Source data:
start

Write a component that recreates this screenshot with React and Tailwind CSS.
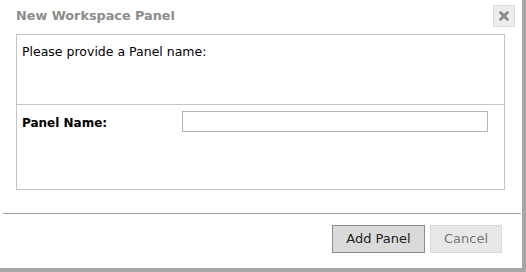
import React, { useState } from "react";

function CloseIcon() {
  return (
    <svg width="10" height="10" viewBox="0 0 10 10">
      <path d="M1.8 1.8 L8.2 8.2 M8.2 1.8 L1.8 8.2" stroke="#8a8a8a" strokeWidth="2.8" strokeLinecap="square" />
    </svg>
  );
}

export default function App() {
  const [name, setName] = useState("");

  return (
    <div className="relative h-[272px] w-[526px] overflow-hidden border-b-4 border-r-4 border-[#a6a6a6] bg-white font-['DejaVu_Sans',Verdana,sans-serif]">
      {/* header */}
      <div className="flex h-[34px] items-start justify-between pl-4 pr-[7px]">
        <h1 className="mt-[6px] text-[12.8px] font-bold text-[#8c8c8c]">New Workspace Panel</h1>
        <button className="mt-[5px] flex h-[22px] w-[22px] items-center justify-center border border-[#dcdcdc] bg-[#ececec]">
          <CloseIcon />
        </button>
      </div>

      {/* body */}
      <div className="ml-4 w-[489px] border border-[#c4c4c4]">
        <div className="h-[70px] border-b border-[#c4c4c4] px-[5px] pt-[8px] text-[12.5px] text-black">
          Please provide a Panel name:
        </div>
        <div className="flex h-[84px] items-start px-[5px] pt-[6px]">
          <label className="mt-[3px] w-[160px] text-[12px] font-bold text-black">Panel Name:</label>
          <input
            value={name}
            onChange={(e) => setName(e.target.value)}
            className="h-[21px] w-[306px] border border-[#b4b4b4] bg-white px-1 text-[12px] outline-none"
          />
        </div>
      </div>

      {/* footer */}
      <div className="ml-[3px] mt-[23px] w-[518px] border-t border-[#a6a6a6]" />
      <div className="flex justify-end gap-[5px] pr-[20px] pt-[11px]">
        <button className="h-[28px] w-[93px] border border-[#8c8c8c] bg-[#dadada] text-[13px] text-[#222]">Add Panel</button>
        <button className="h-[28px] w-[72px] border border-[#dadada] bg-[#e8e8e8] text-[13px] text-[#777]">Cancel</button>
      </div>
    </div>
  );
}
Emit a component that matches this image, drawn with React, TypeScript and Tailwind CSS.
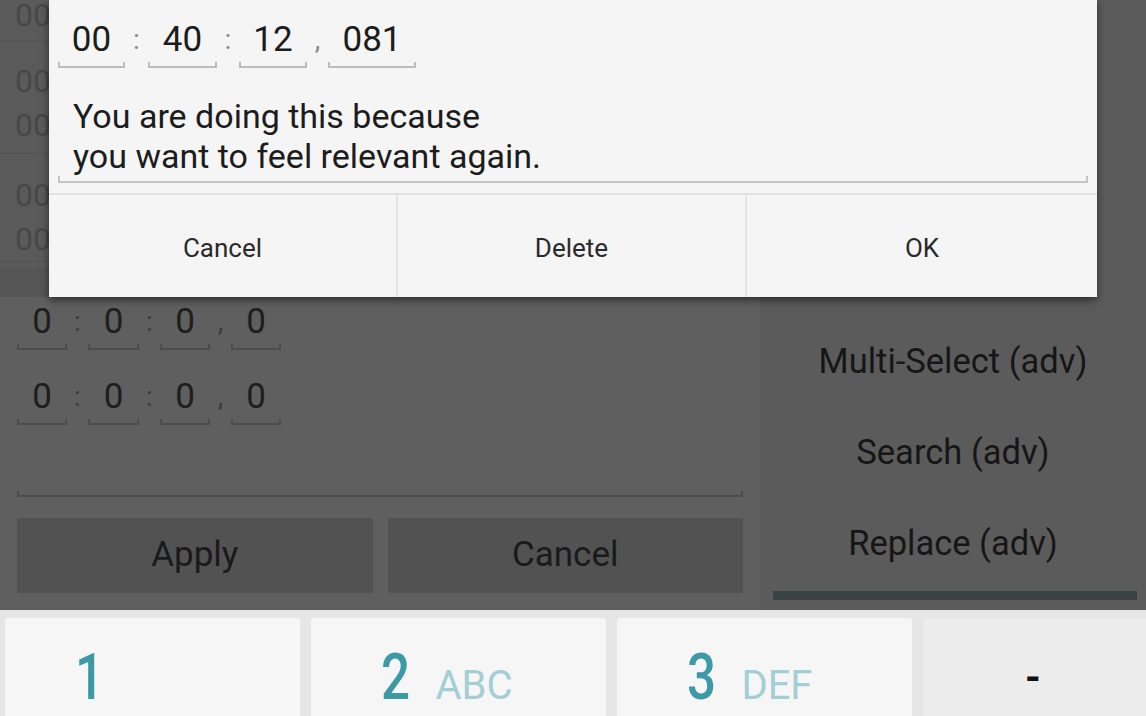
const Underline = ({ tone, h }: { tone: string; h?: string }) => (
  <div className={`${h ?? "h-[6px]"} border-x-2 border-b-2 ${tone}`} />
);

const TimeField = ({ value, width, light }: { value: string; width: string; light?: boolean }) => (
  <div className={`flex flex-col ${width}`}>
    <div className={`text-center text-[35px] leading-[44px] ${light ? "text-[#1c1c1c]" : "text-[#1e1e1e]"}`}>{value}</div>
    <Underline tone={light ? "border-[#bdbdbd]" : "border-[#4d4d4d]"} />
  </div>
);

const Sep = ({ ch, width, light }: { ch: string; width: string; light?: boolean }) => (
  <div className={`${width} text-center text-[28px] leading-[44px] ${light ? "text-[#8a8a8a]" : "text-[#3c3c3c]"}`}>{ch}</div>
);

const ListRow = ({ lines, h, pt }: { lines: string[]; h: string; pt: string }) => (
  <div className={`${h} ${pt} flex flex-col gap-[2px] border-b border-[#545454] pl-[15px]`}>
    {lines.map((l, i) => (
      <div key={i} className="text-[32px] leading-[42px] text-[#474747]">{l}</div>
    ))}
  </div>
);

const ZeroRow = () => (
  <div className="flex">
    <TimeField value="0" width="w-[50px]" />
    <Sep ch=":" width="w-[21px]" />
    <TimeField value="0" width="w-[51px]" />
    <Sep ch=":" width="w-[21px]" />
    <TimeField value="0" width="w-[50px]" />
    <Sep ch="," width="w-[21px]" />
    <TimeField value="0" width="w-[50px]" />
  </div>
);

const Key = ({ digit, letters }: { digit: string; letters?: string }) => (
  <div className="w-[295px] h-[110px] shrink-0 rounded-[3px] bg-[#f6f6f6] flex items-start pt-[28px] pl-[70px]">
    <div className="flex items-baseline gap-[24px]">
      <span className="inline-block origin-left scale-x-[0.8] text-[64px] leading-[64px] font-medium text-[#3c99a6]">{digit}</span>
      {letters && <span className="text-[40px] leading-[40px] text-[#a3ced4] -ml-[6px]">{letters}</span>}
    </div>
  </div>
);

export default function App() {
  return (
    <div className="relative w-[1146px] h-[716px] overflow-hidden bg-[#5c5c5c] font-['Roboto',sans-serif]">
      <div className="flex h-[610px]">
        {/* left panel */}
        <div className="w-[760px] flex flex-col bg-[#5f5f5f]">
          <div className="h-[268px] bg-[#5a5a5a] flex flex-col">
            <ListRow lines={["00"]} h="h-[47px]" pt="-mt-[6px] pt-0" />
            <ListRow lines={["00", "00"]} h="h-[113px]" pt="pt-[19px]" />
            <ListRow lines={["00", "00"]} h="h-[108px]" pt="pt-[20px]" />
          </div>
          <div className="h-[29px] bg-[#565656]" />
          <div className="flex flex-col px-[17px] pt-[3px]">
            <ZeroRow />
            <div className="mt-[25px]">
              <ZeroRow />
            </div>
            <div className="mt-[66px] w-[726px]">
              <Underline tone="border-[#4d4d4d]" />
            </div>
            <div className="mt-[21px] flex gap-[15px]">
              <div className="w-[356px] h-[75px] bg-[#525252] rounded-[2px] flex items-center justify-center text-[35px] text-[#1a1a1a]">Apply</div>
              <div className="w-[356px] h-[75px] bg-[#525252] rounded-[2px] flex items-center justify-center text-[35px] text-[#1a1a1a]">Cancel</div>
            </div>
          </div>
        </div>
        {/* right panel */}
        <div className="flex-1 flex flex-col bg-[#5b5b5b] pt-[316px]">
          <div className="h-[91px] flex items-center justify-center text-[34.5px] text-[#161616]">Multi-Select (adv)</div>
          <div className="h-[91px] flex items-center justify-center text-[34.5px] text-[#161616]">Search (adv)</div>
          <div className="h-[91px] flex items-center justify-center text-[34.5px] text-[#161616]">Replace (adv)</div>
          <div className="mt-[2px] ml-[13px] mr-[9px] h-[9px] bg-[#394242]" />
        </div>
      </div>

      {/* keyboard */}
      <div className="h-[106px] bg-[#e6e6e6] flex gap-[11px] pl-[5px] pt-[8px]">
        <Key digit="1" />
        <Key digit="2" letters="ABC" />
        <Key digit="3" letters="DEF" />
        <div className="w-[295px] h-[110px] shrink-0 rounded-[3px] bg-[#ececec] pl-[102px] pt-[40px] text-[40px] leading-[40px] font-bold text-[#111]">-</div>
      </div>

      {/* dialog */}
      <div className="absolute left-[49px] top-0 w-[1048px] h-[297px] bg-[#f5f5f5] shadow-[0_3px_8px_rgba(0,0,0,0.55)] flex flex-col">
        <div className="flex pl-[9px] pt-[18px]">
          <TimeField value="00" width="w-[67px]" light />
          <Sep ch=":" width="w-[23px]" light />
          <TimeField value="40" width="w-[69px]" light />
          <Sep ch=":" width="w-[22px]" light />
          <TimeField value="12" width="w-[68px]" light />
          <Sep ch="," width="w-[21px]" light />
          <TimeField value="081" width="w-[88px]" light />
        </div>
        <div className="mt-[28px] ml-[9px] w-[1030px]">
          <div className="pl-[15px] text-[34px] leading-[40px] text-[#1c1c1c]">
            You are doing this because
            <br />
            you want to feel relevant again.
          </div>
          <Underline tone="border-[#c4c4c4]" h="h-[7px]" />
        </div>
        <div className="mt-[10px] flex-1 flex border-t-2 border-[#e2e2e2]">
          <div className="w-[349px] flex items-center justify-center pt-[4px] text-[26px] text-[#2a2a2a] border-r-2 border-[#e4e4e4]">Cancel</div>
          <div className="w-[349px] flex items-center justify-center pt-[4px] text-[26px] text-[#2a2a2a] border-r-2 border-[#e4e4e4]">Delete</div>
          <div className="flex-1 flex items-center justify-center pt-[4px] text-[26px] text-[#2a2a2a]">OK</div>
        </div>
      </div>
    </div>
  );
}
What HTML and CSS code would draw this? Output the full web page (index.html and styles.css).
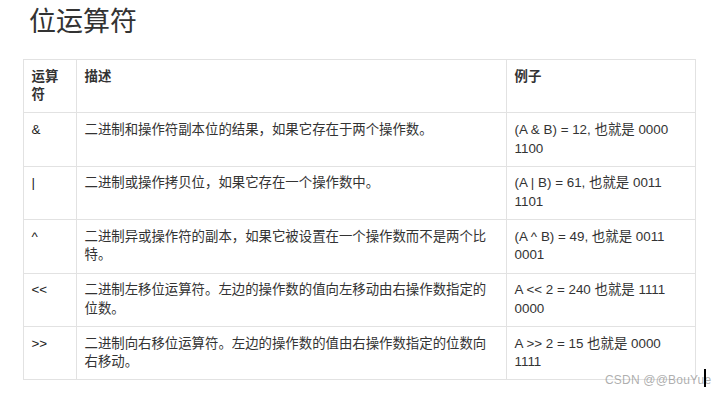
FILE: index.html
```html
<!DOCTYPE html>
<html lang="zh">
<head>
<meta charset="utf-8">
<title>位运算符</title>
<link rel="stylesheet" href="styles.css">
</head>
<body>
<div class="page">
  <h1 class="title">位运算符</h1>
  <table class="ops">
    <colgroup>
      <col class="c1">
      <col class="c2">
      <col class="c3">
    </colgroup>
    <thead>
      <tr><th>运算符</th><th>描述</th><th>例子</th></tr>
    </thead>
    <tbody>
      <tr><td class="op">&amp;</td><td>二进制和操作符副本位的结果，如果它存在于两个操作数。</td><td>(A &amp; B) = 12, 也就是 0000 1100</td></tr>
      <tr><td class="op">|</td><td>二进制或操作拷贝位，如果它存在一个操作数中。</td><td>(A | B) = 61, 也就是 0011 1101</td></tr>
      <tr><td class="op">^</td><td>二进制异或操作符的副本，如果它被设置在一个操作数而不是两个比特。</td><td>(A ^ B) = 49, 也就是 0011 0001</td></tr>
      <tr><td class="op">&lt;&lt;</td><td>二进制左移位运算符。左边的操作数的值向左移动由右操作数指定的位数。</td><td>A &lt;&lt; 2 = 240 也就是 1111 0000</td></tr>
      <tr><td class="op">&gt;&gt;</td><td>二进制向右移位运算符。左边的操作数的值由右操作数指定的位数向右移动。</td><td>A &gt;&gt; 2 = 15 也就是 0000 1111</td></tr>
    </tbody>
  </table>
  <div class="watermark">CSDN @@BouYue</div>
  <div class="caret"></div>
</div>
</body>
</html>
```
FILE: styles.css
```css
html, body {
  margin: 0;
  padding: 0;
  background: #fff;
}
.page {
  position: relative;
  width: 722px;
  height: 395px;
  overflow: hidden;
  font-family: "Liberation Sans", "Noto Sans CJK SC", sans-serif;
  color: #333;
}
.title {
  margin: 0;
  padding-left: 29px;
  height: 40px;
  line-height: 40px;
  font-size: 27px;
  font-weight: 400;
  font-family: "Noto Sans CJK SC", sans-serif;
  color: #333;
}
.ops {
  margin: 19px 0 0 23px;
  border-collapse: collapse;
  table-layout: fixed;
  width: 672px;
  font-size: 13.4px;
  line-height: 18.7px;
}
.c1 { width: 53px; }
.c2 { width: 430px; }
.c3 { width: 189px; }
.ops th, .ops td {
  border: 1px solid #e2e2e2;
  padding: 7.5px 7.5px;
  text-align: left;
  vertical-align: top;
  color: #333;
}
.ops th {
  font-weight: 700;
  height: 37.4px;
}
.ops td.op {
  color: #222;
}
.watermark {
  position: absolute;
  left: 605px;
  top: 373px;
  font-size: 12px;
  line-height: 14px;
  color: rgba(140, 140, 140, 0.7);
  font-family: "Liberation Sans", sans-serif;
  letter-spacing: 0.2px;
}
.caret {
  position: absolute;
  left: 704px;
  top: 369px;
  width: 2px;
  height: 18px;
  background: #000;
}
```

end

Pictures are excluded: retype only the lines from the beginning of the listing above through the line with "const [name, setName]", both included.

Write a component that recreates this screenshot with React and Tailwind CSS.
import React, { useState } from "react";

function CloseIcon() {
  return (
    <svg width="10" height="10" viewBox="0 0 10 10">
      <path d="M1.8 1.8 L8.2 8.2 M8.2 1.8 L1.8 8.2" stroke="#8a8a8a" strokeWidth="2.8" strokeLinecap="square" />
    </svg>
  );
}

export default function App() {
  const [name, setName] = useState("");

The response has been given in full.